Draymond Green, as much as anyone, knows how difficult it is to become an NBA All-Star.
The 33-year-old compiled three consecutive All-Star honors early in his career (2016-18), with his most recent being in 2022.
So when Green hears all of the speculation and hype surrounding the Spurs’ No. 1 pick in the 2023 NBA Draft, 19-year-old Victor Wembanyama, the Warriors forward certainly recognizes the Frenchman’s talent and potential — but believes “people are setting him up for failure.”
“Man, it’s hard in this NBA,” Green said during an episode of “Podcast P with Paul George.” “It’s hard to become an All-Star in this league. Now if he do, God be with him. More power to you. But to say he’s gonna be an All-Star next year as if he don’t have to figure this game out, I don’t really buy that. I think he will be special, but an All-Star next year? I think that’s a bit much.”
Wembanyama, who was officially listed by the Spurs as 7-foot-3 ½, was long pegged as the No. 1 overall pick leading up to last month’s draft after averaging 21.6 points, 10.4 rebounds and 2.4 assists per game with the Metropolitans 92 this year.
When the Spurs won the NBA Draft lottery, head coach Gregg Popovich received his latest budding star to construct the franchise around.
But there could be other variables that affect Wembanyama’s NBA transition, Green suggested.
NBA defenders might prevent him from handling the ball with the same efficiency and further, maybe Wembanyama won’t make 3-pointers at the same rate, either.

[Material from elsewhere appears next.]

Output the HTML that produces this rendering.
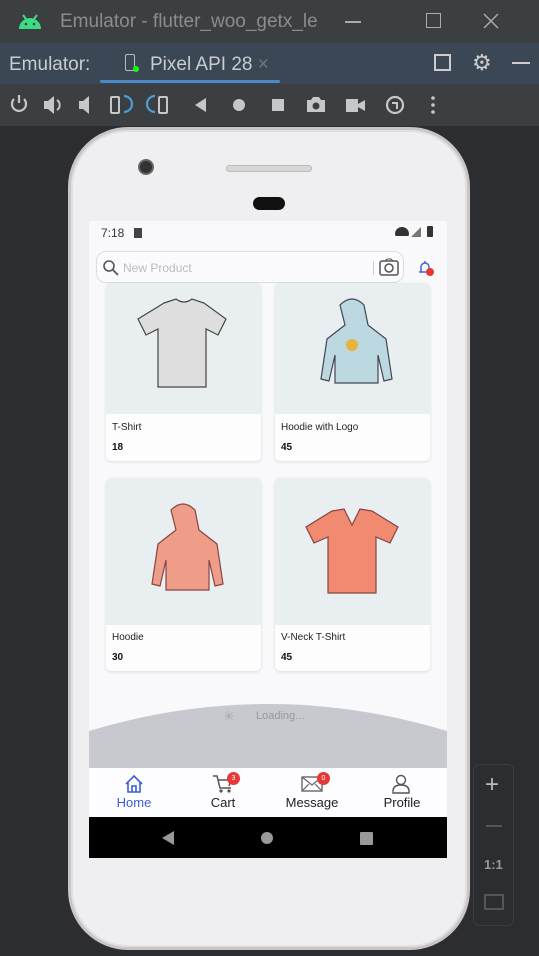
<!DOCTYPE html>
<html><head><meta charset="utf-8"><style>
*{margin:0;padding:0;box-sizing:border-box}
body{width:539px;height:956px;overflow:hidden;background:#2b2d30;font-family:"Liberation Sans",sans-serif;position:relative}
.abs{position:absolute}
.title{left:0;top:0;width:539px;height:43px;background:#3c3f41;color:#8a8d90;font-size:19px}
.tabbar{left:0;top:43px;width:539px;height:41px;background:#3b4754;color:#c9ccd0;font-size:19px}
.tool{left:0;top:84px;width:539px;height:42px;background:#3c3f41}
.phone{left:68px;top:127px;width:402px;height:823px;border-radius:60px;background:#efeff1;border:3px solid #c9c4c6;box-shadow:inset 0 0 0 2px #e2dfe0}
.screen{left:89px;top:221px;width:358px;height:637px;background:#f9f9fb;overflow:hidden}
.card{background:#fdfdfe;border-radius:5px;box-shadow:0 1px 3px rgba(0,0,0,.12);position:absolute;overflow:hidden}
.img{background:#e9eef1;position:absolute;left:0;top:0;width:100%}
.name{position:absolute;left:6px;font-size:10px;color:#222}
.price{position:absolute;left:6px;font-size:10px;font-weight:bold;color:#111}
.nav{font-size:13px;color:#222;text-align:center;position:absolute;top:27px;width:90px}
.badge{position:absolute;width:13px;height:13px;border-radius:50%;background:#e53935;color:#fff;font-size:7px;text-align:center;line-height:13px}
</style></head><body>
<div class="abs title">
 <svg class="abs" style="left:17px;top:12px" width="26" height="18" viewBox="0 0 26 18"><path d="M2 17a11 11 0 0 1 22 0z" fill="#3ddc84"/><path d="M6 3l3 4M20 3l-3 4" stroke="#3ddc84" stroke-width="2"/><circle cx="9" cy="12" r="1.3" fill="#3c3f41"/><circle cx="17" cy="12" r="1.3" fill="#3c3f41"/></svg>
 <div class="abs" style="left:60px;top:11px">Emulator - flutter_woo_getx_le</div>
 <div class="abs" style="left:345px;top:21px;width:16px;height:1.5px;background:#aaa"></div>
 <div class="abs" style="left:426px;top:13px;width:15px;height:15px;border:1.5px solid #aaa"></div>
 <svg class="abs" style="left:483px;top:13px" width="16" height="16" viewBox="0 0 16 16"><path d="M1 1l14 14M15 1L1 15" stroke="#aaa" stroke-width="1.5"/></svg>
</div>
<div class="abs tabbar">
 <div class="abs" style="left:9px;top:11px">Emulator:</div>
 <div class="abs" style="left:125px;top:11px;width:10px;height:17px;border:1.5px solid #bbb;border-radius:2px"></div>
 <div class="abs" style="left:133px;top:23px;width:6px;height:6px;background:#1f0;border-radius:50%"></div>
 <div class="abs" style="left:150px;top:11px">Pixel API 28 <span style="color:#777">×</span></div>
 <div class="abs" style="left:100px;top:37px;width:180px;height:3px;background:#4a88c7;border-radius:2px"></div>
 <div class="abs" style="left:434px;top:11px;width:17px;height:17px;border:2px solid #ccc"></div>
 <div class="abs" style="left:472px;top:7px;color:#ccc;font-size:22px">⚙</div>
 <div class="abs" style="left:512px;top:19px;width:18px;height:2px;background:#ccc"></div>
</div>
<div class="abs tool">
 <svg class="abs" style="left:0;top:0" width="539" height="42" viewBox="0 0 539 42" fill="#c7c7c7" stroke="#c7c7c7">
  <path d="M14 15a7 7 0 1 0 10 0M19 11v8" fill="none" stroke-width="2.2"/>
  <path d="M44 17h4l6-5v18l-6-5h-4z" stroke="none"/><path d="M57 16a6 6 0 0 1 0 10" fill="none" stroke-width="2"/>
  <path d="M79 17h4l6-5v18l-6-5h-4z" stroke="none"/>
  <rect x="111" y="13" width="8" height="16" rx="1" fill="none" stroke-width="2"/><path d="M124 12a6 6 0 0 1 0 16" fill="none" stroke="#4a9fd8" stroke-width="2.2"/>
  <path d="M155 12a6 6 0 0 0 0 16" fill="none" stroke="#4a9fd8" stroke-width="2.2"/><rect x="159" y="13" width="8" height="16" rx="1" fill="none" stroke-width="2"/>
  <path d="M206 14v14l-11-7z" stroke="none"/>
  <circle cx="239" cy="21" r="6" stroke="none"/>
  <rect x="272" y="15" width="12" height="12" stroke="none"/>
  <path d="M307 16h4l2-3h6l2 3h4v12h-18z" stroke="none"/><circle cx="316" cy="22" r="3.5" fill="#3c3f41" stroke="none"/>
  <path d="M346 15h12v13h-12zM358 20l7-4v11l-7-4z" stroke="none"/>
  <circle cx="395" cy="21" r="8" fill="none" stroke-width="2.2"/><path d="M392 19h5v6" fill="none" stroke-width="2"/>
  <circle cx="433" cy="14" r="1.8" stroke="none"/><circle cx="433" cy="21" r="1.8" stroke="none"/><circle cx="433" cy="28" r="1.8" stroke="none"/>
 </svg>
</div>
<div class="abs phone"></div>
<div class="abs" style="left:138px;top:159px;width:16px;height:16px;border-radius:50%;background:#333;border:2px solid #666"></div>
<div class="abs" style="left:226px;top:165px;width:86px;height:7px;border-radius:4px;background:#d6d8d8;border:1px solid #bbb"></div>
<div class="abs" style="left:253px;top:197px;width:32px;height:13px;border-radius:7px;background:#111"></div>
<div class="abs screen">
 <div class="abs" style="left:12px;top:5px;font-size:12px;color:#333">7:18 <span style="display:inline-block;width:8px;height:10px;background:#444;margin-left:6px;vertical-align:-1px"></span></div>
 <div class="abs" style="right:14px;top:5px;width:6px;height:11px;background:#333;border-radius:1px"></div>
 <div class="abs" style="right:26px;top:6px;width:0;height:0;border-left:10px solid transparent;border-bottom:10px solid #777"></div>
 <div class="abs" style="right:38px;top:6px;width:14px;height:9px;background:#333;border-radius:8px 8px 2px 2px"></div>
 <div class="abs" style="left:7px;top:30px;width:308px;height:32px;border:1px solid #dcdce6;border-radius:10px;background:#fbfbfd">
  <svg class="abs" style="left:5px;top:7px" width="18" height="18" viewBox="0 0 18 18"><circle cx="7" cy="7" r="5" stroke="#555" stroke-width="1.6" fill="none"/><path d="M11 11l5 5" stroke="#555" stroke-width="1.8"/></svg>
  <div class="abs" style="left:26px;top:9px;font-size:12px;color:#bbb">New Product</div>
  <div class="abs" style="left:276px;top:9px;width:1px;height:14px;background:#ccc"></div>
  <svg class="abs" style="left:282px;top:6px" width="20" height="18" viewBox="0 0 20 18"><rect x="1" y="3" width="18" height="14" rx="2" stroke="#555" stroke-width="1.5" fill="none"/><circle cx="10" cy="10" r="4" stroke="#555" stroke-width="1.5" fill="none"/><path d="M6 3l2-2h4l2 2" stroke="#555" fill="none"/></svg>
 </div>
 <svg class="abs" style="left:327px;top:37px" width="20" height="20" viewBox="0 0 20 20"><path d="M3 14h12M5 14V9a4 4 0 0 1 8 0v5M9 3v2" stroke="#3a66e0" stroke-width="1.5" fill="none"/><circle cx="14" cy="14" r="4" fill="#e53935"/></svg>
 <div class="card" style="left:17px;top:62px;width:155px;height:178px">
  <div class="img" style="height:131px"></div>
  <svg class="abs" style="left:28px;top:12px" width="100" height="95" viewBox="0 0 100 95"><path d="M30 8l12-4q8 6 16 0l12 4 22 16-8 16-12-6v58H24V34l-12 6-8-16z" fill="#dedede" stroke="#444" stroke-width="1.2"/></svg>
  <div class="name" style="top:139px">T-Shirt</div><div class="price" style="top:159px">18</div>
 </div>
 <div class="card" style="left:186px;top:62px;width:155px;height:178px">
  <div class="img" style="height:131px"></div>
  <svg class="abs" style="left:30px;top:12px" width="95" height="95" viewBox="0 0 95 95"><path d="M35 10q12-12 24 0l4 20 18 14 6 40-8 2-6-26v28H30V60l-6 26-8-2 6-40 18-14z" fill="#bcd9e2" stroke="#445" stroke-width="1.2"/><circle cx="47" cy="50" r="6" fill="#e8b440"/></svg>
  <div class="name" style="top:139px">Hoodie with Logo</div><div class="price" style="top:159px">45</div>
 </div>
 <div class="card" style="left:17px;top:257px;width:155px;height:193px">
  <div class="img" style="height:147px"></div>
  <svg class="abs" style="left:30px;top:22px" width="95" height="100" viewBox="0 0 95 100"><path d="M35 10q12-12 24 0l4 20 18 14 6 40-8 2-6-26v30H30V60l-6 26-8-2 6-40 18-14z" fill="#ef9d88" stroke="#844" stroke-width="1.2"/></svg>
  <div class="name" style="top:154px">Hoodie</div><div class="price" style="top:174px">30</div>
 </div>
 <div class="card" style="left:186px;top:257px;width:155px;height:193px">
  <div class="img" style="height:147px"></div>
  <svg class="abs" style="left:25px;top:25px" width="105" height="95" viewBox="0 0 105 95"><path d="M32 8l12-2 8 16 8-16 12 2 26 16-8 16-14-6v56H28V34l-14 6-8-16z" fill="#f08a70" stroke="#844" stroke-width="1.2"/></svg>
  <div class="name" style="top:154px">V-Neck T-Shirt</div><div class="price" style="top:174px">45</div>
 </div>
 <svg class="abs" style="left:0;top:483px" width="358" height="65" viewBox="0 0 358 65"><path d="M0 27Q179-27 358 27V65H0z" fill="#c8c9ce"/></svg>
 <div class="abs" style="left:134px;top:487px;color:#aaa;font-size:14px">✳</div>
 <div class="abs" style="left:167px;top:489px;color:#999;font-size:11px">Loading...</div>
 <div class="abs" style="left:0;top:547px;width:358px;height:49px;background:#fdfcff">
  <svg class="abs" style="left:35px;top:6px" width="20" height="20" viewBox="0 0 20 20"><path d="M2 10L10 2l8 8M4 8v10h12V8M8 18v-6h4v6" stroke="#3a5fd8" stroke-width="1.6" fill="none"/></svg>
  <div class="nav" style="left:0;color:#3a5fd8">Home</div>
  <svg class="abs" style="left:123px;top:6px" width="22" height="20" viewBox="0 0 22 20"><path d="M1 2h4l3 12h11M6 6h13l-2 6" stroke="#555" stroke-width="1.5" fill="none"/><circle cx="9" cy="17" r="1.6" fill="#555"/><circle cx="17" cy="17" r="1.6" fill="#555"/></svg>
  <div class="badge" style="left:138px;top:4px">3</div>
  <div class="nav" style="left:89px">Cart</div>
  <svg class="abs" style="left:212px;top:8px" width="22" height="16" viewBox="0 0 22 16"><rect x="1" y="1" width="20" height="14" stroke="#666" stroke-width="1.4" fill="none"/><path d="M1 1l10 8 10-8M1 15l7-7M21 15l-7-7" stroke="#666" stroke-width="1.2" fill="none"/></svg>
  <div class="badge" style="left:228px;top:4px">0</div>
  <div class="nav" style="left:178px">Message</div>
  <svg class="abs" style="left:303px;top:6px" width="18" height="20" viewBox="0 0 18 20"><circle cx="9" cy="6" r="4.5" stroke="#555" stroke-width="1.4" fill="none"/><path d="M1 19v-3q1-5 8-5t8 5v3z" stroke="#555" stroke-width="1.4" fill="none"/></svg>
  <div class="nav" style="left:268px">Profile</div>
 </div>
 <div class="abs" style="left:0;top:596px;width:358px;height:41px;background:#000">
  <div class="abs" style="left:73px;top:14px;border-right:12px solid #999;border-top:7px solid transparent;border-bottom:7px solid transparent"></div>
  <div class="abs" style="left:172px;top:15px;width:12px;height:12px;border-radius:50%;background:#999"></div>
  <div class="abs" style="left:271px;top:15px;width:13px;height:13px;background:#999;border-radius:1px"></div>
 </div>
</div>
<div class="abs" style="left:473px;top:764px;width:41px;height:162px;border:1px solid #3a3c3f;border-radius:6px;background:#2b2d30">
 <div class="abs" style="left:11px;top:6px;color:#bbb;font-size:24px">+</div>
 <div class="abs" style="left:12px;top:60px;width:16px;height:2px;background:#555"></div>
 <div class="abs" style="left:10px;top:92px;color:#999;font-size:13px;font-weight:bold">1:1</div>
 <div class="abs" style="left:10px;top:129px;width:20px;height:16px;border:2px solid #555"></div>
</div>
</body></html>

Sometimes, Green added, players can reach a height where “it becomes a disservice in this league,” with opponents just as strong or just as fast also playing lower to the ground.
“I’m sorry, but you’re not just dribbling through me like the Harlem Globetrotters,” Green said when Paul asked how he would guard Wembanyama. “… But you gotta press up into him. You can’t let him get comfortable. If you let him get comfortable you lose, because you’re not blocking his shot. He may not even see your contest, like he’s 7-5 and he shoot the ball up here.”
Instead, Green — who opted out of his contract with the Warriors before re-signing on a four-year, $100 million deal at the start of NBA free agency last week — would start crowding Wembanyama as soon as he starts running the court, trying to prevent him from getting comfortable after San Antonio grabs a rebound.
But even with Wembanyama likely to frustrate defenses, Green analyzed that the rookie’s defensive contributions — preventing his opponents from reaching the basket instead of trying to create his own offense — have the potential to become “as elite as we have in the NBA.”
“He’s gonna be such an elite rim protector that I think that already separates him,” Green said. “Like that right there alone. Now if you’re talking about, ‘He’s about to break every offense down’ — I ain’t buying that yet.
“He can get to that, and he has the skill to do that, but that’s gonna take some time. But the rim protection? He got that from Day 1, and that’s special.”